What temps do you guys see while plowing? 

let me know 
1. year
2. model
3. engine
4. transmission
5. temp sensor location
6. any trans mods
7. max temp while plowing
8. any other relevant info

ok - i'll start.. 


1. 1996
2. F350
3. 351 gas
4. e4od
5. test port
6. transgo shift kit
7. 195 degrees F
8. truck has factory trans oil cooler. temps hit 195 only after doing several driveways right next to each other. once i travel a mile or more trans quickly cools down to about 170. when not plowing, trans will run at 140-150 during the winter months. 

curiuos to see what other ford owners are seeing.


----------



## grec-o-face (Jul 7, 2009)

2002
F350 SRW
V10
4R100
Stock trans temp sender
Stock trans
Max temp while plowing aprx 166-ish
Otherwise, winter months produce around 135-145

Reading trans temp from OBD via Aeroforce Scangauge.


----------



## FordFisherman (Dec 5, 2007)

1996
F350
7.3
E40D
Temp port
160 max
aux cooler

195 is getting close to the danger zone. Are you running synthetic? That would help. You could also plow in 4low for a few minutes to cool down.


----------



## linckeil (Sep 18, 2007)

what cooler are you running? is it the factory cooler or an aftermarket cooler? 

i read that with the sender in the pan or test port, the upper limit is 220 continous, and 250 absolute max for a very short time. you can run at 200 all day long and not hurt a thing.

but i'd still like to come down from my max of 195 - although like i said, this was after doing several driveways right in a row really working the truck, and it did drop right down as soon as i drove a mile or so down the road. 

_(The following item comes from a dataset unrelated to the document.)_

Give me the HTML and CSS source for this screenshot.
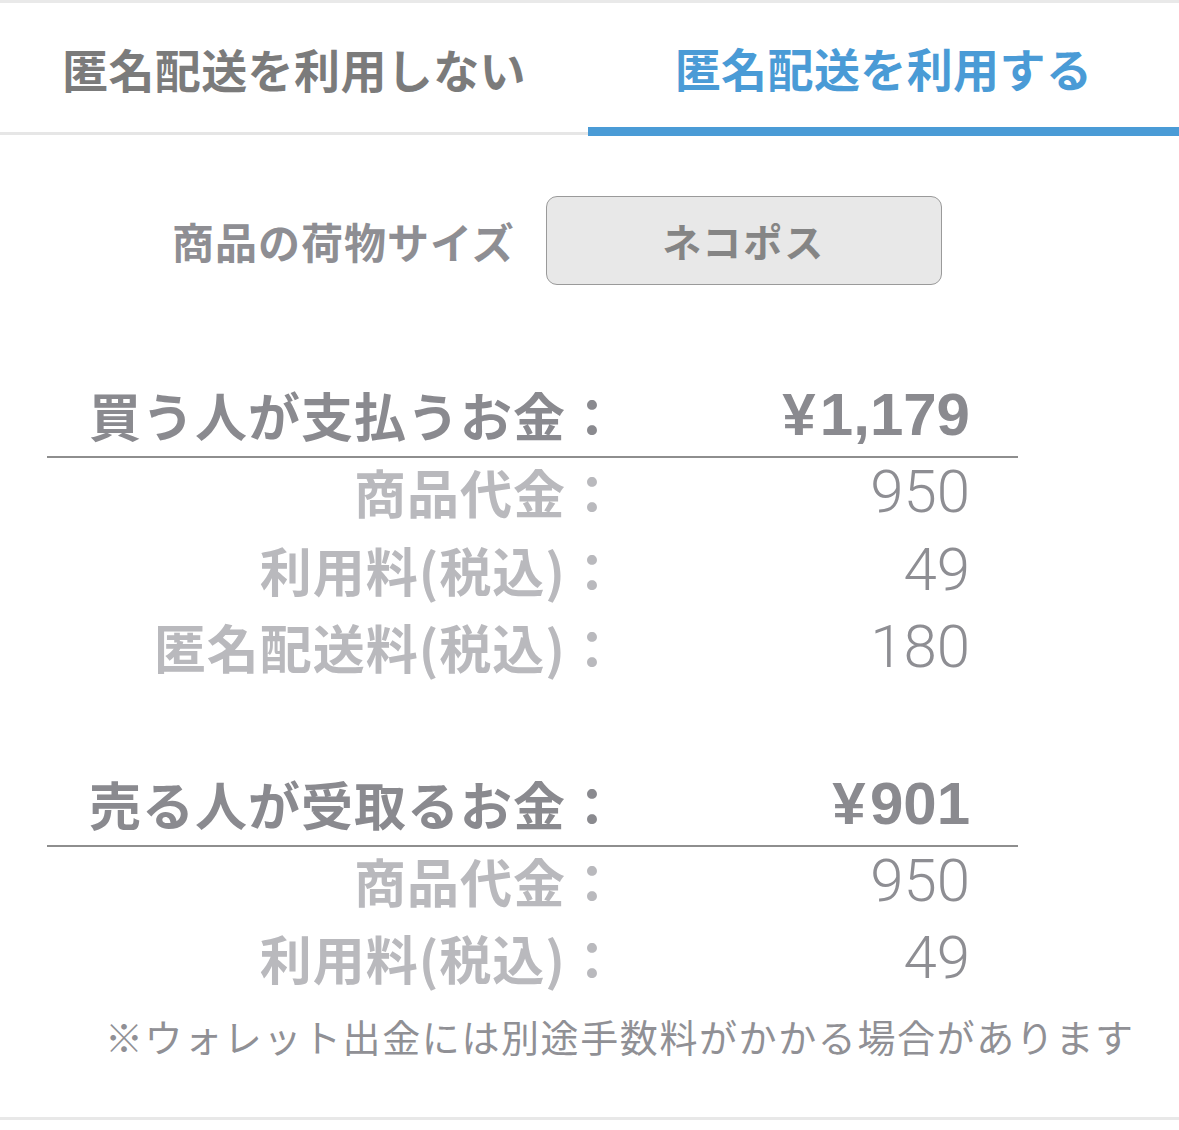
FILE: index.html
```html
<!DOCTYPE html>
<html lang="ja">
<head>
<meta charset="utf-8">
<title>匿名配送</title>
<link rel="stylesheet" href="styles.css">
</head>
<body>
<div class="screen">
  <nav class="tabs">
    <div class="tab">匿名配送を利用しない</div>
    <div class="tab tab-active">匿名配送を利用する</div>
  </nav>

  <div class="size-row">
    <span class="size-label">商品の荷物サイズ</span>
    <div class="size-button">ネコポス</div>
  </div>

  <section class="breakdown breakdown-buyer">
    <div class="total-row">
      <span class="label">買う人が支払うお金：</span>
      <span class="amount"><span class="yen">¥</span>1,179</span>
    </div>
    <div class="items">
      <span class="label">商品代金：</span><span class="amount">950</span>
      <span class="label">利用料(税込)：</span><span class="amount">49</span>
      <span class="label">匿名配送料(税込)：</span><span class="amount">180</span>
    </div>
  </section>

  <section class="breakdown breakdown-seller">
    <div class="total-row">
      <span class="label">売る人が受取るお金：</span>
      <span class="amount"><span class="yen">¥</span>901</span>
    </div>
    <div class="items">
      <span class="label">商品代金：</span><span class="amount">950</span>
      <span class="label">利用料(税込)：</span><span class="amount">49</span>
    </div>
  </section>

  <p class="note">※ウォレット出金には別途手数料がかかる場合があります</p>
</div>
</body>
</html>
```

FILE: styles.css
```css
body {
  margin: 0;
  background: #fff;
  font-family: "Noto Sans CJK JP", "Noto Sans", sans-serif;
}

.screen {
  width: 1179px;
  border-top: 3px solid #e9e9e9;
  border-bottom: 3px solid #e8e8e8;
}

/* tab bar */
.tabs {
  display: grid;
  grid-template-columns: 588px 1fr;
  align-items: start;
  height: 133px;
}

.tab {
  box-sizing: border-box;
  height: 132px;
  border-bottom: 3px solid #e6e6e6;
  display: flex;
  align-items: center;
  justify-content: center;
  font-size: 46px;
  font-weight: 700;
  line-height: 1;
  letter-spacing: 0.4px;
  color: #7b7b7b;
}

.tab-active {
  height: 133px;
  padding-top: 4px;
  border-bottom: 9px solid #4a9bd6;
  color: #4a9bd6;
}

/* parcel size */
.size-row {
  display: flex;
  align-items: center;
  gap: 31px;
  padding-left: 172px;
  margin-top: 60px;
}

.size-label {
  font-size: 42px;
  font-weight: 700;
  line-height: 1;
  letter-spacing: 1px;
  color: #8e8e93;
}

.size-button {
  box-sizing: border-box;
  width: 396px;
  height: 89px;
  border: 1.5px solid #9a9a9a;
  border-radius: 11px;
  background: #e8e8e8;
  display: flex;
  align-items: center;
  justify-content: center;
  font-size: 39px;
  font-weight: 700;
  line-height: 1;
  letter-spacing: 2px;
  color: #858585;
}

/* price breakdown */
.breakdown {
  margin-left: 47px;
  width: 971px;
}

.breakdown-buyer {
  margin-top: 92px;
}

.breakdown-seller {
  margin-top: 87.5px;
}

.total-row,
.items {
  display: grid;
  grid-template-columns: 572px 351px;
}

.total-row {
  line-height: 76px;
  padding-bottom: 3px;
  border-bottom: 2px solid #8e8e8e;
}

.items {
  line-height: 62px;
  row-gap: 15.5px;
  padding-top: 3px;
}

.label {
  text-align: right;
  font-size: 52px;
  font-weight: 700;
  letter-spacing: 1px;
  white-space: nowrap;
}

.amount {
  text-align: right;
  font-family: "Liberation Sans", Arial, sans-serif;
  font-size: 60px;
}

.total-row .label {
  color: #8a8a8f;
}

.total-row .amount {
  font-weight: 700;
  color: #8a8a8f;
}

.yen {
  display: inline-block;
  width: 42px;
  text-align: center;
}

.items .label {
  color: #b9b9bd;
}

.items .amount {
  font-family: Roboto, "Liberation Sans", sans-serif;
  font-weight: 300;
  color: #8e8e93;
}

.note {
  margin: 21.5px 0 56px;
  padding-left: 105px;
  font-size: 38px;
  font-weight: 400;
  line-height: 50px;
  letter-spacing: 1.6px;
  color: #909095;
  white-space: nowrap;
}
```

i dont run synthetic in the trans. maybe i'll try that next time i change the fluid and filter.


----------



## cold_and_tired (Dec 18, 2008)

linckeil;1173675 said:


> What temps do you guys see while plowing?
> 
> let me know
> 1. year
> ...


I'm looking at doing the transgo tugger kit and V-10 trans cooler soon. I wish I had the money to get a BTS though.


----------



## FordFisherman (Dec 5, 2007)

linckeil;1175127 said:


> what cooler are you running? is it the factory cooler or an aftermarket cooler?
> 
> i read that with the sender in the pan or test port, the upper limit is 220 continous, and 250 absolute max for a very short time. you can run at 200 all day long and not hurt a thing.
> 
> ...


Cooler was on the truck when I bought it, so not sure of the origin, heard that 210+ is pushing the limits of the fluid and it tends to shorten the life of the fluid. 195 is OK but would try the synthetic to bring it down to 170-180 just to be safe. I'm sure you know that heat is the enemy for the E4od.


----------



## cj7plowing (Feb 7, 2009)

1983 cj7 
tf999 trans
inline sender B&M
after market cooler
aftermarket deep well pan
I have ran it to 250 during a blizzard and no problems I have all my transmissions and engine oil changed after any major storm anyway
I am running synthetic.


----------



## Pinky Demon (Jan 6, 2010)

1. 2002
2. F-250 Crew Cab
3. 6.8Ls of Triton V10 fury
4. 4R100
5. ScanGaugeII OBDII
6. Stock
7. 160
8. At 160, I take a break and go easy. I usually plow in 2WD. 

Oh, plow is a 9' 2" Boss V.


----------